When you create a pipeline in Vulkan, the graphics driver compiles the SPIR-V code from your application into assembly code that the GPU can execute. Given that applications can have tens of thousands of these pipelines, the speed of compilation is crucial. When tracing application execution with GFXReconstruct, all these pipelines are compiled at the beginning of the trace, which can significantly slow down the process.
The Challenge with GPU-AV
GPU-AV, our GPU validation tool, requires instrumenting the SPIR-V code with additional validation and error reporting instructions. Initially, this instrumentation caused performance issues, with each pipeline taking multiple seconds to compile, and the entire trace taking hours to start with GPU-AV enabled. Although subsequent runs were faster due to shader caching by the driver, we needed to enhance the initial startup time.
Our Optimization Strategies
Here are the four main strategies we employed to accelerate the process:
- Leveraging the “DontInline” Flag:
- SPIR-V includes a “DontInline” flag for functions. We found that most drivers ignored this flag. Inlining generally improves application performance.
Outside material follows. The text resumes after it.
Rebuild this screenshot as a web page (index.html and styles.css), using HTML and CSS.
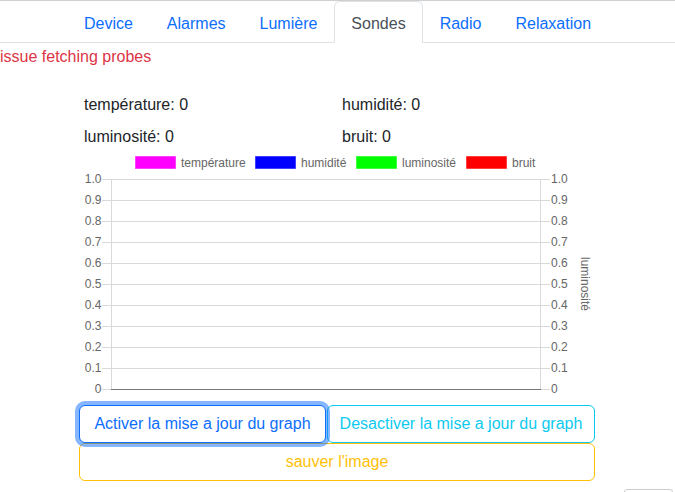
FILE: index.html
```html
<!DOCTYPE html>
<html lang="fr">
<head>
<meta charset="utf-8">
<title>Sondes</title>
<link rel="stylesheet" href="styles.css">
</head>
<body>
<div class="page">
  <ul class="tabs">
    <li><a class="tab">Device</a></li>
    <li><a class="tab">Alarmes</a></li>
    <li><a class="tab">Lumière</a></li>
    <li><a class="tab active">Sondes</a></li>
    <li><a class="tab">Radio</a></li>
    <li><a class="tab">Relaxation</a></li>
  </ul>
  <div class="error">issue fetching probes</div>
  <div class="container">
    <div class="values">
      <div class="val">température: 0</div>
      <div class="val">humidité: 0</div>
      <div class="val">luminosité: 0</div>
      <div class="val">bruit: 0</div>
    </div>
    <svg class="chart" width="516" height="256" viewBox="0 0 516 256" xmlns="http://www.w3.org/2000/svg">
      <g class="legend">
        <rect x="56.5" y="7.5" width="40" height="12" fill="#ff00ff" stroke="rgba(255,0,255,0.5)"/>
        <text x="102" y="17.5">température</text>
        <rect x="176.5" y="7.5" width="40" height="12" fill="#0000ff" stroke="rgba(0,0,255,0.5)"/>
        <text x="222" y="17.5">humidité</text>
        <rect x="277.5" y="7.5" width="40" height="12" fill="#00ff00" stroke="rgba(0,255,0,0.5)"/>
        <text x="323" y="17.5">luminosité</text>
        <rect x="387.5" y="7.5" width="40" height="12" fill="#ff0000" stroke="rgba(255,0,0,0.5)"/>
        <text x="433" y="17.5">bruit</text>
      </g>
      <g class="grid" stroke="#d9d9d9" stroke-width="1">
        <line x1="23" y1="30.5" x2="471" y2="30.5"/>
        <line x1="23" y1="51.5" x2="471" y2="51.5"/>
        <line x1="23" y1="72.5" x2="471" y2="72.5"/>
        <line x1="23" y1="93.5" x2="471" y2="93.5"/>
        <line x1="23" y1="114.5" x2="471" y2="114.5"/>
        <line x1="23" y1="135.5" x2="471" y2="135.5"/>
        <line x1="23" y1="156.5" x2="471" y2="156.5"/>
        <line x1="23" y1="177.5" x2="471" y2="177.5"/>
        <line x1="23" y1="198.5" x2="471" y2="198.5"/>
        <line x1="23" y1="219.5" x2="471" y2="219.5"/>
        <line x1="23" y1="240.5" x2="471" y2="240.5"/>
        <line x1="32.5" y1="30" x2="32.5" y2="241"/>
        <line x1="461.5" y1="30" x2="461.5" y2="241"/>
      </g>
      <line x1="32" y1="240.5" x2="462" y2="240.5" stroke="#777" stroke-width="1"/>
      <g class="ticks-left" text-anchor="end">
        <text x="22.5" y="34">1.0</text>
        <text x="22.5" y="55">0.9</text>
        <text x="22.5" y="76">0.8</text>
        <text x="22.5" y="97">0.7</text>
        <text x="22.5" y="118">0.6</text>
        <text x="22.5" y="139">0.5</text>
        <text x="22.5" y="160">0.4</text>
        <text x="22.5" y="181">0.3</text>
        <text x="22.5" y="202">0.2</text>
        <text x="22.5" y="223">0.1</text>
        <text x="22.5" y="244">0</text>
      </g>
      <g class="ticks-right">
        <text x="472" y="34">1.0</text>
        <text x="472" y="55">0.9</text>
        <text x="472" y="76">0.8</text>
        <text x="472" y="97">0.7</text>
        <text x="472" y="118">0.6</text>
        <text x="472" y="139">0.5</text>
        <text x="472" y="160">0.4</text>
        <text x="472" y="181">0.3</text>
        <text x="472" y="202">0.2</text>
        <text x="472" y="223">0.1</text>
        <text x="472" y="244">0</text>
      </g>
      <text class="axis-title" x="0" y="0" text-anchor="middle" transform="translate(501.5 135) rotate(90)">luminosité</text>
    </svg>
    <div class="btn-row">
      <button class="btn btn-primary focus">Activer la mise a jour du graph</button>
      <button class="btn btn-info">Desactiver la mise a jour du graph</button>
    </div>
    <button class="btn btn-warning wide">sauver l'image</button>
  </div>
</div>
<div class="corner-box"></div>
</body>
</html>
```

FILE: styles.css
```css
* { box-sizing: border-box; }
html, body {
  margin: 0;
  padding: 0;
  background: #fff;
  overflow: hidden;
}
body {
  font-family: "Liberation Sans", Arial, sans-serif;
  font-size: 16px;
  line-height: 1.5;
  color: #212529;
}
.page {
  border-top: 1px solid #cfcfcf;
}
.tabs {
  list-style: none;
  margin: 0;
  padding: 0;
  display: flex;
  justify-content: center;
  border-bottom: 1px solid #dee2e6;
}
.tabs li {
  margin-bottom: -1px;
}
.tab {
  display: block;
  padding: 10px 16px 6px;
  color: #0d6efd;
  border: 1px solid transparent;
  border-top-left-radius: 6px;
  border-top-right-radius: 6px;
  cursor: pointer;
}
.tab.active {
  color: #495057;
  background: #fff;
  border-color: #dee2e6 #dee2e6 #fff;
}
.error {
  color: #dc3545;
  padding-top: 2px;
}
.container {
  width: 541px;
  margin: 0 auto;
  padding: 0 13px 0 12px;
}
.values {
  display: grid;
  grid-template-columns: 258px 258px;
  row-gap: 8px;
  padding-left: 5px;
  margin-top: 24px;
}
.chart {
  display: block;
  font-family: "Liberation Sans", Arial, sans-serif;
}
.chart text {
  font-size: 12px;
  fill: #666;
}
.btn-row {
  display: flex;
}
.btn {
  font-family: "Liberation Sans", Arial, sans-serif;
  font-size: 16px;
  line-height: 24px;
  padding: 6px 0;
  background: #fff;
  border: 1px solid;
  border-radius: 6px;
  cursor: pointer;
  height: 38px;
  white-space: nowrap;
  text-align: center;
}
.btn-primary {
  color: #0d6efd;
  border-color: #0d6efd;
  width: 247px;
  flex: none;
}
.btn-primary.focus {
  box-shadow: 0 0 0 4px rgba(13, 110, 253, 0.5);
  position: relative;
  z-index: 1;
}
.btn-info {
  color: #0dcaf0;
  border-color: #0dcaf0;
  flex: 1;
  margin-left: 1px;
}
.btn-warning {
  color: #ffc107;
  border-color: #ffc107;
}
.wide {
  display: block;
  width: 100%;
}
.corner-box {
  position: fixed;
  top: 489px;
  left: 624px;
  width: 49px;
  height: 30px;
  border: 1px solid #cccccc;
  border-radius: 3px;
  background: #fff;
}
```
But with NVIDIA’s 553.31 Windows Driver, Setting this flag gave us a 10x speed increase, reducing compilation time for small traces from 205 seconds to just 32 seconds. The speedup occurred because GPU-AV instrumented the same function multiple times, and the driver’s inlining was counterproductive.
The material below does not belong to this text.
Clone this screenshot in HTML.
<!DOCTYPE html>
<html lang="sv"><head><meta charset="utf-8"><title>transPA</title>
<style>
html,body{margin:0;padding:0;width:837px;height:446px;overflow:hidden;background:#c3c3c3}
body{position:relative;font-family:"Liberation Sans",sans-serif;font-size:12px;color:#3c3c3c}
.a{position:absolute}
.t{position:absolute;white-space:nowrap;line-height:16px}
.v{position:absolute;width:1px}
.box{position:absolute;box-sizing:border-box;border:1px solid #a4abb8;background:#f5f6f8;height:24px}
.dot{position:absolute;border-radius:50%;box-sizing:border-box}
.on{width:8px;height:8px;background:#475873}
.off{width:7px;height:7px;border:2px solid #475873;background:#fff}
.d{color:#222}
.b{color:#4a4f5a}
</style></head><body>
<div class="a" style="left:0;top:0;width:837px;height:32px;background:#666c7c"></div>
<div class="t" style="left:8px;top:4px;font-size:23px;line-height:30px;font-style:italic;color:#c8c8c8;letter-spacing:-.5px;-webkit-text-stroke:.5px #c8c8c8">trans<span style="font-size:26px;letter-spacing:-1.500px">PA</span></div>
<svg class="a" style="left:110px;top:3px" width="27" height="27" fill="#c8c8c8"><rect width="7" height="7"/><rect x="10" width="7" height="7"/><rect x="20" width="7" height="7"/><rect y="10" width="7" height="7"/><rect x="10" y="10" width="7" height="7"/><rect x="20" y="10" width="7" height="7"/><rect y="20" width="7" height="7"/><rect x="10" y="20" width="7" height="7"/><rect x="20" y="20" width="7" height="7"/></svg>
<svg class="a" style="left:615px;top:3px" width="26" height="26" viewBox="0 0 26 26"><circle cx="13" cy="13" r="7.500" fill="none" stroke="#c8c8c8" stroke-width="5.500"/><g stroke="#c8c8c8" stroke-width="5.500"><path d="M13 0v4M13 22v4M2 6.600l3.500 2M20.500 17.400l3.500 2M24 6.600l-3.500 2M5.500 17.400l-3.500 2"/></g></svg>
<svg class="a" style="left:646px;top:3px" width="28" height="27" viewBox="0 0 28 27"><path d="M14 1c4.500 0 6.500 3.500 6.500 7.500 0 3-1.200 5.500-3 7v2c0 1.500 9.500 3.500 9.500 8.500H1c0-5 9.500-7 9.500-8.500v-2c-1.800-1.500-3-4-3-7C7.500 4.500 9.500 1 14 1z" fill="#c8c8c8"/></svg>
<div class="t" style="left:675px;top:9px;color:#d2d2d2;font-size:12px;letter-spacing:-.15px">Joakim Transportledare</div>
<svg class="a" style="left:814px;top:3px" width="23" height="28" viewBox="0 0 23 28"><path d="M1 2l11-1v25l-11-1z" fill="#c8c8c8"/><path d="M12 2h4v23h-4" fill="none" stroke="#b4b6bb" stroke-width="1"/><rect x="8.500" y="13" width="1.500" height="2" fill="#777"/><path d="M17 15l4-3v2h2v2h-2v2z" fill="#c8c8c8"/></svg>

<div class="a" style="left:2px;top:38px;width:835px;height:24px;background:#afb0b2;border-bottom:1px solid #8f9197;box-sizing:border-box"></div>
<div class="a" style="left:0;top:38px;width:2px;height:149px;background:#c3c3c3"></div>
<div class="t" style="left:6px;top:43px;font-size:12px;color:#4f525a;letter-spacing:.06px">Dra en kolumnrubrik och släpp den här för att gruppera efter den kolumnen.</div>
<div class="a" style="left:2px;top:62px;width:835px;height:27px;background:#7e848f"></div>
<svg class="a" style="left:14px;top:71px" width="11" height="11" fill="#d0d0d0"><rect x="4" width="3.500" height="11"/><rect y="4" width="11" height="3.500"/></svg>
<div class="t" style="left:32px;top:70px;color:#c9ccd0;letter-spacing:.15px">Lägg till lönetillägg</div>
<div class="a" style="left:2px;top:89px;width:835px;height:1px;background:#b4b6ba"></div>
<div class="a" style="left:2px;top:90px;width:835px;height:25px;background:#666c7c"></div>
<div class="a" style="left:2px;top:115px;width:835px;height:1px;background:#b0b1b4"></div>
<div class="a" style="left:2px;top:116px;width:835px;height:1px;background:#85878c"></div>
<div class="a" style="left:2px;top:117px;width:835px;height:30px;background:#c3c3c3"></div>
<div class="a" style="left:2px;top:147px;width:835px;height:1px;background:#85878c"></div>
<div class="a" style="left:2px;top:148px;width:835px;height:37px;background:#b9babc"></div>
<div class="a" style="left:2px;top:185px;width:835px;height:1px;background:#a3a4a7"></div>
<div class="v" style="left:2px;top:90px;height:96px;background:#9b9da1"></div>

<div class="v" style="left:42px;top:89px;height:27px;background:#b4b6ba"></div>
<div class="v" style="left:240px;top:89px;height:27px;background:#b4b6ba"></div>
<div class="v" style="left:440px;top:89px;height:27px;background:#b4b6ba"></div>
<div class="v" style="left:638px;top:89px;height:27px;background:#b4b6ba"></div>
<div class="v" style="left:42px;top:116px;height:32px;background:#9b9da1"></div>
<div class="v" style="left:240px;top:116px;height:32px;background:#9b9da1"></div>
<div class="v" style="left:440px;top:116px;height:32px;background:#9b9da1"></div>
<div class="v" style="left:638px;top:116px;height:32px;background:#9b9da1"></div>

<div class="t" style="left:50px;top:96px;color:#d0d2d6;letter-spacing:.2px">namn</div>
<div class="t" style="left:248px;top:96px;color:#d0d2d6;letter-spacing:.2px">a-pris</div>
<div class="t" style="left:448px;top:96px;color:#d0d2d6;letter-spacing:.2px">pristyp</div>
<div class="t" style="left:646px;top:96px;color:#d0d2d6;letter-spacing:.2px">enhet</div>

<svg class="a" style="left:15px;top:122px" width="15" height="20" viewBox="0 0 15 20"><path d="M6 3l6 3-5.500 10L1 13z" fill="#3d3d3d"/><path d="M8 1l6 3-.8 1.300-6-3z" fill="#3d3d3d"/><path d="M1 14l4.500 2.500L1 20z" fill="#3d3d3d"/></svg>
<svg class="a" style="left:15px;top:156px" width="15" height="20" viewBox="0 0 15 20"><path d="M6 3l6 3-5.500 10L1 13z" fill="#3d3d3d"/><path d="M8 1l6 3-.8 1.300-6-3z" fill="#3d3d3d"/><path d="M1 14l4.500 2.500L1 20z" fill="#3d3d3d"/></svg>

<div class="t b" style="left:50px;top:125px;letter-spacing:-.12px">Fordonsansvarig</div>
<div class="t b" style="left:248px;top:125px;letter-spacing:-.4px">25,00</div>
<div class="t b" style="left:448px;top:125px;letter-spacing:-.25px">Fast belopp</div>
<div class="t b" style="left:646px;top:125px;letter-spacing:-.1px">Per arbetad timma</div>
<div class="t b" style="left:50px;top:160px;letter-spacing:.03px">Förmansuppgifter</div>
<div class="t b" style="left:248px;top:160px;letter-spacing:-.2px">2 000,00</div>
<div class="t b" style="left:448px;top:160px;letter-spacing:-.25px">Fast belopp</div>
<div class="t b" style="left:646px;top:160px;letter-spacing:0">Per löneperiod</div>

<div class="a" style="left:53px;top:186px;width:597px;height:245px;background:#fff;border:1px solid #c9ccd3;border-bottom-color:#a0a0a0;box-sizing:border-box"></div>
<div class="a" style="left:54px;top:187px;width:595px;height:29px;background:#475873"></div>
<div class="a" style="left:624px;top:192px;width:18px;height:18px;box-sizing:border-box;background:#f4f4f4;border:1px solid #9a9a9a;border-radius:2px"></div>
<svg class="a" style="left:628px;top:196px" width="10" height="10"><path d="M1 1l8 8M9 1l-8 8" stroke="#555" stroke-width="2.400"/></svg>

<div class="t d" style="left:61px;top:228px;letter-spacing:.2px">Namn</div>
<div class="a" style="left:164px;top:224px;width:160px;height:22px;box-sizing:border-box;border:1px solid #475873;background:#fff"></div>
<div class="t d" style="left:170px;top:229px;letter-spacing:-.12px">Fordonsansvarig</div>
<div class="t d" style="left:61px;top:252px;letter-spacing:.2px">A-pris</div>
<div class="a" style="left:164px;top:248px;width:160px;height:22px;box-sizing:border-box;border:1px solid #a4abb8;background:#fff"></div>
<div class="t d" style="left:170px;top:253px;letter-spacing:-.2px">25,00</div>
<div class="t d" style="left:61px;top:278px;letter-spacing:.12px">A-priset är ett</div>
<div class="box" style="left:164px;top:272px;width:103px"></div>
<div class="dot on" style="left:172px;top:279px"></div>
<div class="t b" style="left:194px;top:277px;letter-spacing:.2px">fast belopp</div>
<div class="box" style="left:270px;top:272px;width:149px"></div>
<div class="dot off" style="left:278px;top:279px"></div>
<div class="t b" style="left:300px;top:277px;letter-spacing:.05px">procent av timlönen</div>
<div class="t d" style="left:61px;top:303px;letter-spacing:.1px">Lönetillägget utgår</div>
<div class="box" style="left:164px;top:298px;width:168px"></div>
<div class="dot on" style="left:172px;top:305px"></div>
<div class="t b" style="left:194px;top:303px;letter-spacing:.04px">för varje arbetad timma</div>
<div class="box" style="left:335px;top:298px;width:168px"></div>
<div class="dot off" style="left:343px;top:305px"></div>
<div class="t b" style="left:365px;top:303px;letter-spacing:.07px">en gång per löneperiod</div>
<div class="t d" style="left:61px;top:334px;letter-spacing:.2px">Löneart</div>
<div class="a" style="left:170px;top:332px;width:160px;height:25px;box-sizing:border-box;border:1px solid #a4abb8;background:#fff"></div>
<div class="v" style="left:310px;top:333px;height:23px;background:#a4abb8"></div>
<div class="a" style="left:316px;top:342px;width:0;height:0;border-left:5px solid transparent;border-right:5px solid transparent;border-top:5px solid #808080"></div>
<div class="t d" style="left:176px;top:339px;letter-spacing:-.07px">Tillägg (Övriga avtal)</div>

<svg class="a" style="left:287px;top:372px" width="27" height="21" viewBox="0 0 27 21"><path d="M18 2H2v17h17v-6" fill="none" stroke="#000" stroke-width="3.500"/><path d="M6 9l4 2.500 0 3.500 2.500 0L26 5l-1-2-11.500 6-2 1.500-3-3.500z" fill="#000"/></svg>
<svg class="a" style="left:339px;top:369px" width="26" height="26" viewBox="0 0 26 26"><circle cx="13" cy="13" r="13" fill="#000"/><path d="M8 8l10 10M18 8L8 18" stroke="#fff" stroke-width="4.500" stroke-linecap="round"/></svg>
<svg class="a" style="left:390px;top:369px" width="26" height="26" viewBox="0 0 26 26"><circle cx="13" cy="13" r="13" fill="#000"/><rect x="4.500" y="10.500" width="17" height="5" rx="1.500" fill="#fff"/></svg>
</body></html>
- Segmenting Instrumentation:
- We divided the large, monolithic instrumentation into smaller, more targeted checks. This allowed us to skip unnecessary instrumentation, particularly in scenarios where certain features like descriptor indexing weren’t used. This approach significantly improved performance for applications with limited use of advanced GPU features.
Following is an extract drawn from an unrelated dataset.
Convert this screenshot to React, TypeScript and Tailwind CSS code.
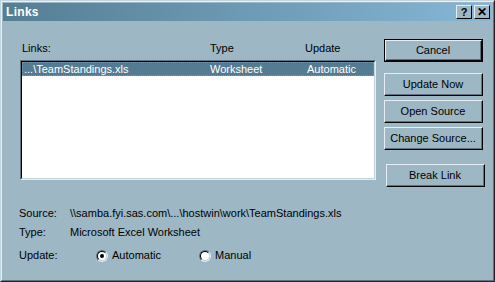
import React from 'react'

// ─── Classic push button ─────────────────────────────────────────────────────

function DlgButton({
  label,
  isDefault = false,
  className = '',
}: {
  label: string
  isDefault?: boolean
  className?: string
}) {
  return (
    <div
      className={`h-[23px] w-[99px] ${isDefault ? 'border border-black' : ''} ${className}`}
    >
      <div
        className={`
          h-full w-full flex items-center justify-center text-black
          border-t border-l border-t-[#e4eef3] border-l-[#e4eef3]
          border-b border-r border-b-black border-r-black
          ${isDefault ? 'border-b-[#5b7584] border-r-[#5b7584]' : ''}
        `}
      >
        <div className="h-full w-full flex items-center justify-center border-b border-r border-b-[#5b7584] border-r-[#5b7584]">
          {label}
        </div>
      </div>
    </div>
  )
}

function Radio({ checked }: { checked: boolean }) {
  return (
    <div className="w-[12px] h-[12px] rounded-full border border-t-[#5b7584] border-l-[#5b7584] border-b-[#e4eef3] border-r-[#e4eef3]">
      <div className="w-full h-full rounded-full border border-t-black border-l-black border-b-[#c3d3dc] border-r-[#c3d3dc] bg-white flex items-center justify-center">
        {checked && <div className="w-[4px] h-[4px] rounded-full bg-black" />}
      </div>
    </div>
  )
}

// ─── Main ────────────────────────────────────────────────────────────────────

export default function App() {
  return (
    <div
      className="w-[495px] h-[282px] bg-[#9db7c5] text-[11px] leading-[13px] text-black border border-t-[#c3d5df] border-l-[#c3d5df] border-b-[#1c262c] border-r-[#1c262c]"
      style={{ fontFamily: '"Liberation Sans", Arial, sans-serif' }}
    >
      <div className="h-full w-full border border-t-[#e9f1f5] border-l-[#e9f1f5] border-b-[#5b7584] border-r-[#5b7584] px-[1px] pt-[1px]">
        {/* title bar */}
        <div className="h-[18px] flex items-center justify-between pl-[3px] pr-[2px] bg-gradient-to-r from-[#557e93] to-[#86b7d7]">
          <span className="text-white font-bold text-[12px] tracking-[0.3px]">Links</span>
          <div className="flex gap-[2px]">
            <div className="w-[16px] h-[14px] bg-[#9db7c5] border border-t-[#e4eef3] border-l-[#e4eef3] border-b-black border-r-black flex items-center justify-center font-bold text-[11px]">
              ?
            </div>
            <div className="w-[16px] h-[14px] bg-[#9db7c5] border border-t-[#e4eef3] border-l-[#e4eef3] border-b-black border-r-black flex items-center justify-center font-bold text-[12px]">
              ✕
            </div>
          </div>
        </div>

        <div className="flex pl-[17px]">
          {/* list area */}
          <div className="w-[356px]">
            <div className="grid grid-cols-[188px_95px_1fr] mt-[21px] pl-[2px]">
              <span>Links:</span>
              <span>Type</span>
              <span>Update</span>
            </div>
            <div className="mt-[5px] h-[120px] bg-white border border-t-[#5b7584] border-l-[#5b7584] border-b-[#e4eef3] border-r-[#e4eef3]">
              <div className="h-full border border-t-black border-l-black border-b-[#c3d3dc] border-r-[#c3d3dc]">
                <div className="h-[14px] bg-[#547b91] text-white grid grid-cols-[186px_97px_1fr] items-center pl-[1px] border border-dotted border-[#c08060]">
                  <span>...\TeamStandings.xls</span>
                  <span>Worksheet</span>
                  <span>Automatic</span>
                </div>
              </div>
            </div>
          </div>

          {/* buttons */}
          <div className="ml-[8px] flex flex-col pt-[18px]">
            <DlgButton label="Cancel" isDefault />
            <DlgButton label="Update Now" className="mt-[11px]" />
            <DlgButton label="Open Source" className="mt-[4px]" />
            <DlgButton label="Change Source..." className="mt-[4px]" />
            <DlgButton label="Break Link" className="mt-[14px] ml-[2px]" />
          </div>
        </div>

        {/* details */}
        <div className="pl-[16px] mt-[20px] flex flex-col">
          <div className="flex">
            <span className="w-[51px]">Source:</span>
            <span>\\samba.fyi.sas.com\...\hostwin\work\TeamStandings.xls</span>
          </div>
          <div className="flex mt-[6px]">
            <span className="w-[51px]">Type:</span>
            <span>Microsoft Excel Worksheet</span>
          </div>
          <div className="flex items-center mt-[10px]">
            <span className="w-[77px]">Update:</span>
            <Radio checked />
            <span className="ml-[4px] w-[87px]">Automatic</span>
            <Radio checked={false} />
            <span className="ml-[4px]">Manual</span>
          </div>
        </div>
      </div>
    </div>
  )
}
- Utilizing Vulkan Robustness Features:
- To prevent application crashes, GPU-AV would wrap every potentially invalid SPIR-V instruction in an if/else construct. This was computationally expensive. By adopting Vulkan’s robustness features, we could delegate crash prevention to the hardware, thereby simplifying and speeding up our instrumentation.
- Optimizing for Graphics Pipeline Libraries:
- Previously, we instrumented each library in the Graphics Pipeline Library individually. However, since many libraries might not be used during a trace, we shifted the instrumentation to occur at the library linking phase (typically at draw time). This not only distributed the compilation load over time but also reduced unnecessary instrumentation.
- Bonus: Parallel Pipeline Compilation:
- GFXReconstruct recently introduced a command line option for parallel compilation of pipelines, which, while still in beta, has dramatically increased compilation speeds. (Contact us for more details.)
Conclusion
These optimizations have significantly reduced the overhead of using GPU-AV for Vulkan pipeline validation, making it more practical for developers to use in their workflows without substantial delays. We continue to refine and enhance these processes to ensure both performance and reliability in GPU validation tasks.